Bécassine, cousine universelle

Grand Format

AFP - KENZO TRIBOUILLARD

Introduction

Un collectif breton, sans l'avoir vu, appelle au boycott du film de Bruno Podalydès qu'il juge méprisant pour la Bretagne et pour les femmes. Ce n'est pas la première fois que l'héroïne, créée en 1905 par Jacqueline Rivière et Joseph Pinchon, est à l'origine de malentendus.

Chapitre 1
Bécassine, le malentendu durable

Why Not Productions - Françoise Brillot

Bécassine n'a cessé de soulever polémiques et virulentes controverses. Créature stupide ou pleine de bons sens? Servile ou téméraire? Conservatrice ou avant-gardiste?

Récemment, c'est le collectif breton Dispac'h qui a appelé au "boycott actif" du film de Bruno Podalydès, sorti le 20 juin. Selon ce groupe, le film est une insulte à "la mémoire de notre peuple, une insulte à toutes les femmes de Bretagne et une insulte à toutes les femmes qui connaissent ou ont connu l'immigration".

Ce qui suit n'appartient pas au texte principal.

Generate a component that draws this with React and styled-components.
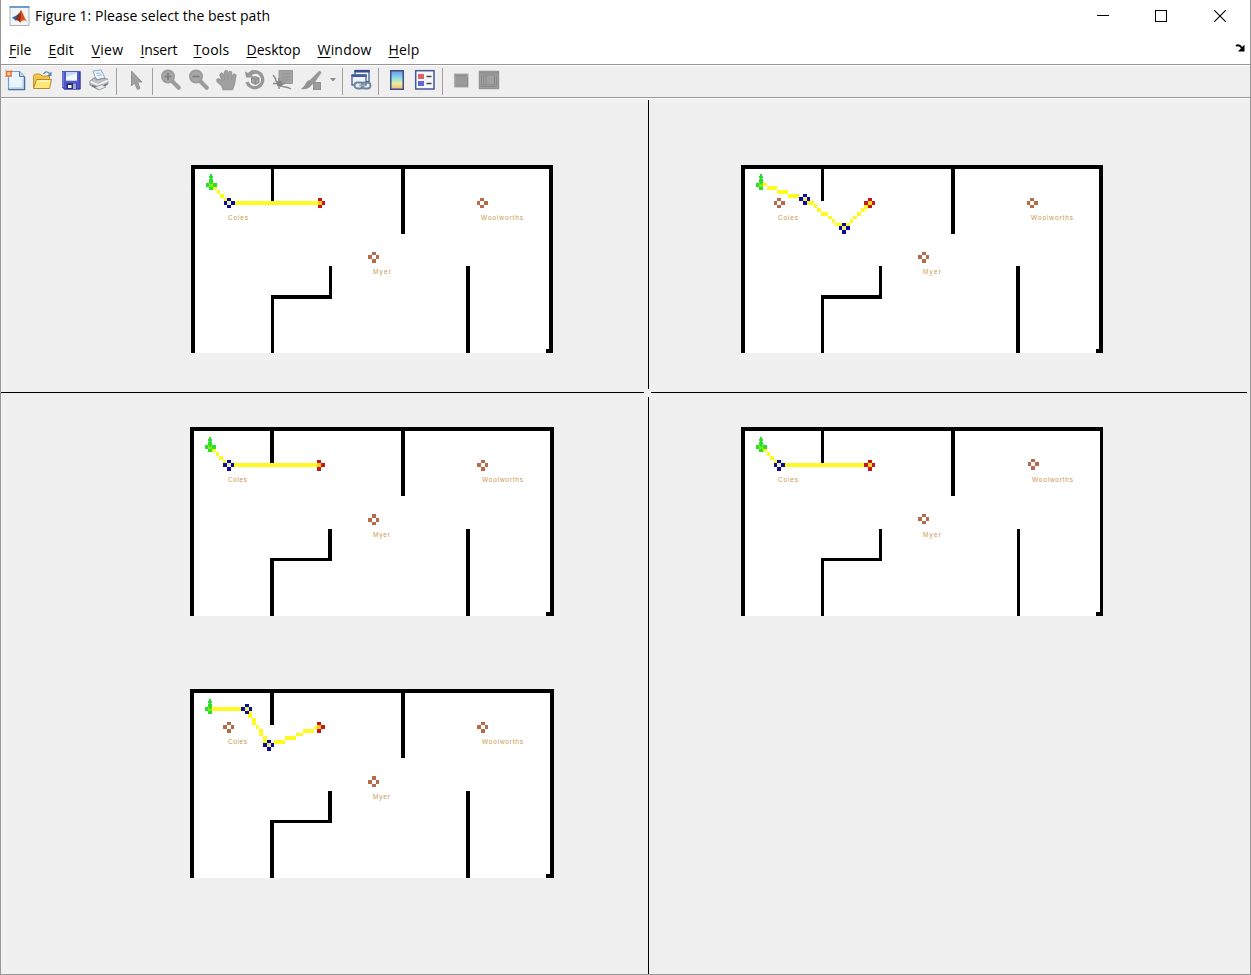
import React from 'react';
import styled, { createGlobalStyle } from 'styled-components';

const Global = createGlobalStyle`
  body { margin: 0; background: #fff; }
  * { box-sizing: border-box; }
`;

const WindowFrame = styled.div`
  width: 1251px;
  height: 975px;
  display: flex;
  flex-direction: column;
  border: 1px solid #979797;
  border-top: 0;
  background: #fff;
  color: #000;
  font-family: 'Open Sans', 'Noto Sans', sans-serif;
`;

const TitleBar = styled.header`
  height: 32px;
  display: flex;
  align-items: center;
  padding: 0 1px 0 8px;
`;

const Title = styled.h1`
  margin: 0 auto 0 5px;
  font-size: 14px;
  line-height: 32px;
  font-weight: 400;
  letter-spacing: 0.05px;
  white-space: nowrap;
`;

const WindowButtons = styled.div`
  display: flex;
  align-items: center;
  height: 30px;
`;

const WindowButton = styled.button`
  width: 58.5px;
  height: 30px;
  padding: 0;
  border: 0;
  background: none;
  display: flex;
  align-items: center;
  justify-content: center;
`;

const MenuBar = styled.nav`
  height: 32px;
  display: flex;
  align-items: center;
  padding: 0 4px 0 8px;
`;

const MenuItem = styled.span`
  width: ${(p) => p.$width}px;
  font-size: 14px;
  line-height: 32px;
  padding-top: 3px;
  letter-spacing: ${(p) => p.$track || 0}px;
  white-space: nowrap;
  &::first-letter {
    text-decoration: underline;
    text-underline-offset: 2px;
  }
`;

const DockButton = styled.span`
  margin-left: auto;
  display: flex;
`;

const ToolBar = styled.div`
  height: 34px;
  display: flex;
  align-items: center;
  background: #efefef;
  border-top: 1px solid #979797;
  border-bottom: 1px solid #979797;
  box-shadow: inset 0 1px #fff, 0 1px #fff;
`;

const Tool = styled.span`
  width: ${(p) => p.$width || 28}px;
  height: 24px;
  padding-bottom: 2px;
  display: flex;
  align-items: center;
  justify-content: center;
`;

const Separator = styled.span`
  width: 1px;
  height: 27px;
  background: #a0a0a0;
  margin: 0 ${(p) => p.$right}px 0 ${(p) => p.$left}px;
`;

const Canvas = styled.main`
  flex: 1;
  margin-top: 1px;
  display: grid;
  grid-template-columns: 647px 1px 1fr;
  grid-template-rows: 293px 1px 1fr;
  background: #f0f0f0;
`;

const Cell = styled.section`
  display: flex;
  flex-direction: column;
  gap: 73px;
  padding: ${(p) => p.$top}px 0 0 ${(p) => p.$left}px;
`;

const VerticalRule = styled.div`
  background: #000;
  margin: ${(p) => p.$top}px 0 ${(p) => p.$bottom}px;
`;

const HorizontalRule = styled.div`
  background: #000;
  margin: 0 ${(p) => p.$right}px 0 ${(p) => p.$left}px;
`;

const MapSvg = styled.svg`
  display: block;
  background: #fff;
  shape-rendering: crispEdges;
`;

const MapLabel = styled.text`
  font-family: 'Liberation Sans', sans-serif;
  font-size: 6.5px;
  fill: #c9994f;
`;

const BLUE = '#0b0b9c';
const RED = '#c81616';
const BROWN = '#b56b49';
const GREEN = '#26e02c';
const YELLOW = '#fffb20';

const Box = ({ b, fill }) => (
  <rect x={b[0]} y={b[1]} width={b[2] - b[0]} height={b[3] - b[1]} fill={fill} />
);

function Marker({ x, y, c = '344', r = '344', color, center, hide = '' }) {
  const [c0, c1, c2] = [...c].map(Number);
  const [r0, r1, r2] = [...r].map(Number);
  return (
    <g fill={color}>
      {center && <rect x={x + c0} y={y + r0} width={c1} height={r1} fill={center} />}
      <rect x={x + c0} y={y} width={c1} height={r0} />
      {!hide.includes('l') && <rect x={x} y={y + r0} width={c0} height={r1} />}
      {!hide.includes('r') && <rect x={x + c0 + c1} y={y + r0} width={c2} height={r1} />}
      <rect x={x + c0} y={y + r0 + r1} width={c1} height={r2} />
    </g>
  );
}

function Start({ x, y, r, hide }) {
  return (
    <g fill={GREEN}>
      <Marker x={x} y={y} r={r} color={GREEN} center="#8fe814" hide={hide} />
      <rect x={x + 4} y={y - 5} width={2} height={10} />
      <rect x={x + 3} y={y - 3} width={4} height={2} />
    </g>
  );
}

function FloorMap({ w, h, walls, path, start, markers, labels }) {
  return (
    <MapSvg width={w} height={h} viewBox={`0 0 ${w} ${h}`}>
      {walls.map((b, i) => <Box key={i} b={b} fill="#000" />)}
      {path.map((b, i) => <Box key={i} b={b} fill={YELLOW} />)}
      {markers.map((m, i) => <Marker key={i} {...m} />)}
      <Start {...start} />
      {labels.map(([t, x, y, len]) => (
        <MapLabel key={t} x={x} y={y + 0.5} textLength={len}>{t}</MapLabel>
      ))}
    </MapSvg>
  );
}

const wallsUpper = [
  [0, 0, 362, 4], [0, 0, 4, 188], [358, 0, 362, 188], [355, 184, 362, 188],
  [80, 0, 83, 36], [210, 0, 214, 69], [138, 101, 141, 134], [80, 130, 141, 134],
  [80, 130, 83, 188], [275, 101, 279, 188],
];
const wallsLower = [
  [0, 0, 364, 4], [0, 0, 4, 189], [360, 0, 364, 189], [356, 185, 364, 189],
  [80, 0, 84, 36], [211, 0, 215, 69], [138, 102, 142, 134], [80, 131, 142, 134],
  [80, 131, 84, 189], [276, 102, 280, 189],
];
const wallsRight = [
  [0, 0, 362, 4], [0, 0, 4, 189], [359, 0, 362, 189], [355, 185, 362, 189],
  [80, 0, 83, 36], [210, 0, 214, 69], [138, 102, 141, 134], [80, 131, 141, 134],
  [80, 131, 83, 189], [276, 102, 279, 189],
];
const diagonal = [[22, 21, 26, 25], [26, 25, 29, 29], [29, 29, 33, 33], [33, 33, 36, 36]];
const upperLabels = [['Coles', 37, 54, 20], ['Myer', 182, 108, 18], ['Woolworths', 290, 54, 42]];
const lowerLabels = [['Coles', 38, 54, 19], ['Myer', 183, 109, 17], ['Woolworths', 292, 54, 41]];
const upperShops = [
  { x: 177, y: 87, c: '443', color: BROWN },
  { x: 286, y: 33, r: '343', color: BROWN },
];
const lowerShops = [
  { x: 178, y: 87, c: '443', r: '443', color: BROWN },
  { x: 287, y: 33, c: '443', color: BROWN },
];

const plots = {
  one: {
    w: 362, h: 188, walls: wallsUpper, labels: upperLabels,
    path: [...diagonal, [44, 36, 130, 40]],
    start: { x: 15, y: 14, r: '443' },
    markers: [
      ...upperShops,
      { x: 33, y: 33, r: '343', color: BLUE, center: '#f2efb0' },
      { x: 123, y: 33, c: '443', r: '343', color: RED, center: '#f7c91c', hide: 'l' },
    ],
  },
  two: {
    w: 362, h: 188, walls: wallsUpper, labels: upperLabels,
    path: [
      [22, 18, 26, 21], [26, 21, 36, 25], [36, 25, 47, 29], [47, 29, 58, 33],
      [66, 36, 73, 40], [73, 39, 76, 43], [76, 43, 80, 47], [80, 47, 87, 51], [87, 51, 91, 54],
      [91, 54, 94, 58], [94, 58, 101, 61], [105, 58, 109, 61], [109, 54, 112, 58],
      [112, 51, 116, 54], [116, 47, 120, 51], [120, 43, 124, 47], [123, 40, 127, 44],
    ],
    start: { x: 15, y: 14, r: '443', hide: 'r' },
    markers: [
      ...upperShops,
      { x: 33, y: 33, r: '343', color: BROWN },
      { x: 58, y: 29, c: '443', color: BLUE, center: '#eeee70' },
      { x: 98, y: 58, color: BLUE, center: '#eeee70' },
      { x: 123, y: 33, c: '443', r: '343', color: RED, center: '#f7dc1c' },
    ],
  },
  three: {
    w: 364, h: 189, walls: wallsLower, labels: lowerLabels,
    path: [...diagonal, [44, 36, 131, 40]],
    start: { x: 15, y: 15, r: '343' },
    markers: [
      ...lowerShops,
      { x: 33, y: 33, c: '443', color: BLUE, center: '#f2efb0' },
      { x: 123, y: 33, c: '444', color: RED, center: '#f7c91c', hide: 'l' },
    ],
  },
  four: {
    w: 362, h: 189, walls: wallsRight,
    labels: [['Coles', 37, 54, 20], ['Myer', 182, 109, 18], ['Woolworths', 291, 54, 41]],
    path: [...diagonal, [44, 36, 123, 40]],
    start: { x: 15, y: 15, r: '343' },
    markers: [
      { x: 177, y: 87, c: '443', r: '343', color: BROWN },
      { x: 287, y: 32, c: '344', color: BROWN },
      { x: 33, y: 33, color: BLUE, center: '#f2efb0' },
      { x: 123, y: 33, c: '443', color: RED, center: '#f7dc1c' },
    ],
  },
  five: {
    w: 364, h: 189, walls: wallsLower, labels: lowerLabels,
    path: [
      [22, 18, 51, 22], [58, 22, 62, 29], [62, 29, 66, 36], [66, 36, 69, 40], [69, 40, 73, 47],
      [73, 47, 77, 54], [84, 51, 95, 55], [95, 47, 106, 51], [106, 44, 113, 47],
      [113, 40, 124, 44], [124, 37, 128, 40],
    ],
    start: { x: 15, y: 15, r: '343', hide: 'r' },
    markers: [
      ...lowerShops,
      { x: 33, y: 33, c: '443', color: BROWN },
      { x: 51, y: 15, c: '443', r: '343', color: BLUE, center: '#eeee70' },
      { x: 73, y: 51, c: '443', color: BLUE, center: '#eeee70' },
      { x: 123, y: 33, c: '444', color: RED, center: '#f7c91c', hide: 'l' },
    ],
  },
};

const Icon = ({ w = 22, h = 22, children }) => (
  <svg width={w} height={h} viewBox={`0 0 ${w} ${h}`} fill="none">{children}</svg>
);

const AppIcon = () => (
  <Icon w={21} h={20}>
    <rect x="1" y="0.5" width="19" height="19" fill="#f4f4f4" stroke="#aeb2b8" />
    <rect x="0.5" y="0" width="20" height="2" fill="#6a9dcc" />
    <path d="M3 11.5L7.5 9.5L10 12L6.5 14.5Z" fill="#2f67a8" />
    <path d="M7.5 9.5Q10.5 8 12 4L11 12L9 14L6.5 14.5Z" fill="#6a3a3c" />
    <path d="M12 4C14 6 15 12 18 15.5C15 13.5 13.5 13.5 11 17C10 14.5 9 14 7.5 14.5C10 12 11 9 12 4Z" fill="#d95319" />
    <path d="M12 5C11.8 9 12 12 10.5 16C9.5 14.5 9 14 8 14.3C10.5 11 11 9 12 5Z" fill="#8f2518" />
  </Icon>
);

const NewIcon = () => (
  <Icon>
    <path d="M6 2.5H15.5L20.5 7.5V20.5H4.5V4Z" fill="#eaf5ff" stroke="#7f9ac6" strokeWidth="1.2" />
    <path d="M15.5 2.5V7.5H20.5" fill="#bcd6f1" stroke="#5375ad" />
    <path d="M4.5 20.5H20.5V8" stroke="#4d6b9f" strokeWidth="1.4" />
    <path d="M6 19H19V10" stroke="#b7d4ef" strokeWidth="1.6" />
    <path d="M1 1L8 8M8 1L1 8" stroke="#e79b78" />
    <rect x="2.5" y="2.5" width="4.5" height="4.5" fill="#ffd68f" stroke="#e36838" strokeWidth="1.4" />
  </Icon>
);
const OpenIcon = () => (
  <Icon>
    <path d="M1.5 19V6.5L3 5H8L10 7H17.5V11" fill="#f2c64c" stroke="#c29a3a" />
    <path d="M1.5 19.5L4.5 10.5H19.5L17.5 19.5Z" fill="#ffe678" stroke="#b8892b" />
    <path d="M5.5 12H18" stroke="#fff6c4" strokeWidth="1.5" />
    <path d="M11.5 5Q14 1 17.5 4.5" stroke="#5e85a1" strokeWidth="1.4" />
    <path d="M19.5 2.5V7H15Z" fill="#5e85a1" />
  </Icon>
);
const SaveIcon = () => (
  <Icon>
    <path d="M2 2H20.5V20.5H4L2 18.5Z" fill="#5156c9" />
    <path d="M20 2.5V20H4" stroke="#343397" />
    <path d="M3 3V18" stroke="#898ee8" />
    <rect x="6" y="3" width="11" height="8.5" fill="#c4dbf5" />
    <path d="M6 8L17 4V11.5H6Z" fill="#f2f8ff" />
    <rect x="6.5" y="14" width="10" height="6" fill="#2c2f78" />
    <rect x="8" y="16" width="3.5" height="3" fill="#eef3ff" />
    <rect x="13" y="14.5" width="3" height="5.5" fill="#9aa5d8" />
  </Icon>
);
const PrintIcon = () => (
  <Icon>
    <path d="M5 2L13 1L17 9L8 11Z" fill="#eaf4ff" stroke="#8fa5c2" />
    <path d="M8 4.5L12.5 4M9 6.5L14 6" stroke="#9ebce2" />
    <path d="M2 12L6 9H8L8.5 11L15 9.5L19.5 10L20 15L10 20.5L2 16Z" fill="#bfc0c3" stroke="#8b8d93" />
    <path d="M2.5 12.5L10 16L20 11.5" stroke="#f7f7f7" strokeWidth="1.5" />
    <path d="M4 16.5L11 19L19 15" stroke="#74767d" strokeWidth="1.8" />
    <path d="M7 18L14 15.5L18 18L11 21Z" fill="#e6e7e9" stroke="#85878c" strokeWidth=".7" />
  </Icon>
);
const PointerIcon = () => (
  <Icon>
    <path d="M5.5 2V17L8.5 14L11.5 20.5L14 19.2L11.5 13H16Z" fill="#a0a0a0" stroke="#929292" />
  </Icon>
);
const ZoomIcon = ({ plus }) => (
  <Icon>
    <path d="M12.5 12.5L18.7 18.7" stroke="#9c9c9c" strokeWidth="4.2" strokeLinecap="round" />
    <circle cx="8" cy="7.5" r="6.2" fill="#a6a6a6" stroke="#999" strokeWidth="1.6" />
    <path d={plus ? 'M4.5 7.5H11.5M8 4V11' : 'M4.5 7.5H11.5'} stroke="#7b7b7b" strokeWidth="1.7" />
  </Icon>
);
const HandIcon = () => (
  <Icon>
    <path d="M7 20.5L6 17L1 12.5V10.5L3 10L6 12L4 6L5.5 4L7 5L8.5 8L8.5 3L10 1.5L11.5 2L12 7L13.5 2.5L15.5 3L16 8L18 5L20 6L18.5 15L16.5 20.5Z" fill="#a0a0a0" stroke="#999" strokeWidth="1.3" strokeLinejoin="round" />
    <path d="M8.5 7V11M12 7V11M15.5 8V11" stroke="#929292" strokeWidth=".8" />
  </Icon>
);
const RotateIcon = () => (
  <Icon>
    <path d="M3 13A8 8 0 1 0 7 3.6" stroke="#979797" strokeWidth="3.3" />
    <path d="M1 2.5L2 8.5H10L7.5 6L12 4.5L8 1L4 4Z" fill="#979797" />
    <path d="M7.5 9L11 7.5L15 9V13.5L11.5 15.5L7.5 13.5Z" fill="#a2a2a2" stroke="#8a8a8a" />
    <path d="M7.5 9L11.5 10.5L15 9M11.5 10.5V15.5" stroke="#8a8a8a" />
  </Icon>
);
const DataTipIcon = () => (
  <Icon>
    <path d="M7 1.5H20.5V14.5H12L8 18V14.5H7Z" fill="#a2a2a2" stroke="#999" />
    <path d="M10 5H18M10 8H18M10 11H18" stroke="#959595" />
    <path d="M1 6Q4 9 4 12Q9 18 13 18Q16 18 19 20M7 9V20M1 14.5H13" stroke="#8a8a8a" strokeWidth="1.4" />
    <rect x="5" y="12" width="5" height="5" fill="#858585" />
  </Icon>
);
const BrushIcon = () => (
  <Icon>
    <path d="M19.5 2L21 3.5L14 14L10.5 11Z" fill="#959595" stroke="#999" />
    <path d="M10.5 11L13.5 14L10 18Q6 21 1 20Q5 17 6.5 13Q8 11 10.5 11Z" fill="#939393" />
    <rect x="13.5" y="13.5" width="7" height="7" fill="#9c9c9c" stroke="#919191" />
  </Icon>
);
const LinkIcon = () => (
  <Icon>
    <rect x="5" y="1.5" width="14" height="11" fill="#f0f5ff" stroke="#344d91" strokeWidth="1.2" />
    <rect x="4.5" y="1" width="15" height="2.5" fill="#344d91" />
    <rect x="2" y="6" width="14" height="10" fill="#edf4ff" stroke="#344d91" strokeWidth="1.2" />
    <rect x="1.5" y="5.5" width="15" height="2.5" fill="#425ca1" />
    <rect x="4.5" y="13.5" width="9" height="6" rx="3" fill="#e7eef5" stroke="#6d8498" strokeWidth="1.8" />
    <rect x="11.5" y="13.5" width="9" height="6" rx="3" stroke="#6d8498" strokeWidth="1.8" />
    <path d="M9 16.5H16" stroke="#9cb0c2" strokeWidth="1.8" />
  </Icon>
);
const ColorbarIcon = () => (
  <Icon>
    <defs>
      <linearGradient id="colorbar" x2="0" y2="1">
        <stop stopColor="#748bea" /><stop offset=".35" stopColor="#83d8ed" />
        <stop offset=".68" stopColor="#e9eea0" /><stop offset="1" stopColor="#ffb27a" />
      </linearGradient>
    </defs>
    <rect x="4.75" y="1.75" width="12.5" height="18.5" fill="url(#colorbar)" stroke="#3b5087" strokeWidth="1.5" />
  </Icon>
);
const LegendIcon = () => (
  <Icon>
    <rect x="1.7" y="1.7" width="18.3" height="18.3" fill="#f6f8ff" stroke="#475a96" strokeWidth="1.5" />
    <rect x="4" y="5" width="6" height="5" fill="#e46060" />
    <rect x="4" y="12" width="6" height="5" fill="#6464dc" />
    <path d="M12.5 7.5H17.5M12.5 14.5H17.5" stroke="#444" strokeWidth="1.5" />
  </Icon>
);
const HideToolsIcon = () => (
  <Icon>
    <rect x="4.75" y="5.25" width="13" height="12.5" fill="#9a9a9a" stroke="#a9a9a9" strokeWidth="1.5" />
    <path d="M5 6.5H17" stroke="#8c8c8c" strokeWidth="1.6" />
    <path d="M6 17H17.5V8" stroke="#8c8c8c" />
  </Icon>
);
const ShowToolsIcon = () => (
  <Icon>
    <rect x="1.5" y="2.5" width="19" height="17" fill="#a1a1a1" stroke="#929292" strokeWidth="1.4" />
    <path d="M2 4H20" stroke="#909090" strokeWidth="1.6" />
    <rect x="5.5" y="6" width="11" height="10" fill="#a0a0a0" stroke="#898989" />
    <path d="M3.5 6V18M18.5 6V18M3 17.5H19M8 6V16" stroke="#8c8c8c" />
  </Icon>
);

const menus = [
  ['File', 39.5, 0.1], ['Edit', 43, 0.1], ['View', 49, 0.3], ['Insert', 53, -0.15],
  ['Tools', 53, 0.25], ['Desktop', 71, 0], ['Window', 71, 0.2], ['Help', 40, 0.2],
];

export default function App() {
  return (
    <>
      <Global />
      <WindowFrame>
        <TitleBar>
          <AppIcon />
          <Title>Figure 1: Please select the best path</Title>
          <WindowButtons>
            <WindowButton aria-label="Minimize">
              <Icon w={12} h={12}><path d="M0 5.5H12" stroke="#000" /></Icon>
            </WindowButton>
            <WindowButton aria-label="Maximize">
              <Icon w={12} h={12}><rect x=".5" y=".5" width="11" height="11" stroke="#000" /></Icon>
            </WindowButton>
            <WindowButton aria-label="Close">
              <Icon w={12} h={12}><path d="M0 0L12 12M12 0L0 12" stroke="#000" strokeWidth="1.1" /></Icon>
            </WindowButton>
          </WindowButtons>
        </TitleBar>
        <MenuBar>
          {menus.map(([name, width, track]) => (
            <MenuItem key={name} $width={width} $track={track}>{name}</MenuItem>
          ))}
          <DockButton>
            <Icon w={11} h={8}>
              <path d="M1 2Q4 0 7 4" stroke="#000" strokeWidth="2" />
              <path d="M9.5 0.5V7.5H3Z" fill="#000" />
            </Icon>
          </DockButton>
        </MenuBar>
        <ToolBar>
          <Tool><NewIcon /></Tool>
          <Tool><OpenIcon /></Tool>
          <Tool><SaveIcon /></Tool>
          <Tool><PrintIcon /></Tool>
          <Separator $left={3} $right={6} />
          <Tool><PointerIcon /></Tool>
          <Separator $left={1} $right={4} />
          <Tool><ZoomIcon plus /></Tool>
          <Tool><ZoomIcon /></Tool>
          <Tool><HandIcon /></Tool>
          <Tool><RotateIcon /></Tool>
          <Tool><DataTipIcon /></Tool>
          <Tool><BrushIcon /></Tool>
          <Tool $width={16}>
            <Icon w={6} h={4}><path d="M0 0H6L3 3.5Z" fill="#8c8c8c" /></Icon>
          </Tool>
          <Separator $left={1} $right={4} />
          <Tool><LinkIcon /></Tool>
          <Separator $left={3} $right={4} />
          <Tool><ColorbarIcon /></Tool>
          <Tool><LegendIcon /></Tool>
          <Separator $left={3} $right={4} />
          <Tool><HideToolsIcon /></Tool>
          <Tool><ShowToolsIcon /></Tool>
        </ToolBar>
        <Canvas>
          <Cell $top={66} $left={190}><FloorMap {...plots.one} /></Cell>
          <VerticalRule $top={1} $bottom={3} />
          <Cell $top={66} $left={92}><FloorMap {...plots.two} /></Cell>
          <HorizontalRule $left={0} $right={4} />
          <span />
          <HorizontalRule $left={2} $right={3} />
          <Cell $top={34} $left={189}>
            <FloorMap {...plots.three} />
            <FloorMap {...plots.five} />
          </Cell>
          <VerticalRule $top={4} $bottom={0} />
          <Cell $top={34} $left={92}><FloorMap {...plots.four} /></Cell>
        </Canvas>
      </WindowFrame>
    </>
  );
}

Le réalisateur réfute le terme de polémique. "Pour qu'elle existe, il faut un débat et pour qu'un débat existe, il faut des points de vue. Il faut donc voir, or le collectif n'a pas vu le film et ne veut pas le voir".

Il se se défend aussi de tout mépris à l'égard de la Bretagne. Sa Bécassine a une portée universelle comme l'est l'enfance.

Enfin, le réalisateur estime qu'il est abusif de considérer Bécassine comme l'étendard de l'exode rural de 1900 et des femmes qui en ont souffert. Pour lui, Bécassine est un personnage de papier, et c'est très bien ainsi.

Alors qu'est-ce qui l'a séduit dans ce personnage à la coiffe blanche, à la robe verte et au parapluie rouge? La palette graphique, d'abord, mais surtout ce qu'il nomme "le mystère Bécassine".

C'est une âme d'enfant dans un corps d'adulte. Du coup, on ne s'en moque pas

Bruno Podalydès, réalisateur et comédien

Bruno Podalydès dit qu'il a été ému par sa croyance en la parole donnée, son inventivité, sa curiosité, son bon sens et son extraordinaire amour des autres. "C'est la première fois dans mes films qu'un personnage dit "Je t'aime". Moi, si pudique, j'assume pleinement ce côté déclamatif, y compris dans le point d'exclamation de l'affiche."

Chapitre 2
Bécassine, fabuleux témoin de son temps

Musée de la poupée de Paris

Bécassine naît par hasard le 2 février 1905 dans la salle de rédaction de "La Semaine de Suzette", un hebdomadaire pour enfants. Un journaliste n'a pas remis sa copie - ou un annonceur s'est retiré - laissant un trou à boucher. Pour détendre l'atmosphère, la rédactrice en chef, Jacqueline Rivière, raconte la dernière gaffe de sa petite bonne bretonne et demande à un dessinateur qui passait par là, Joseph-Porphyre Pinchon (1871-1953) d'illustrer son anecdote.

Une saga, une épopée, un feuilleton

Les lecteurs adorent et l'hebdomadaire publie des nouvelles planches chaque mois.

En 1913, Bécassine devient l'héroïne d'un premier album. Son nouvel éditeur et scénariste, Maurice Languereau, alias Caumery, lui offre de vraies aventures en 48 planches-chapitres. En 26 albums, elle côtoiera pas moins de 1'200 personnages.

"Bécassine chez les Alliés" est un des quatre albums qui racontent les événements de la Grande Guerre. Paru en 1919, et réédité en 2014. Mobilisé, Pinchon a été remplacé par Edouard Zier pour le dessin. [Gautier Langereau]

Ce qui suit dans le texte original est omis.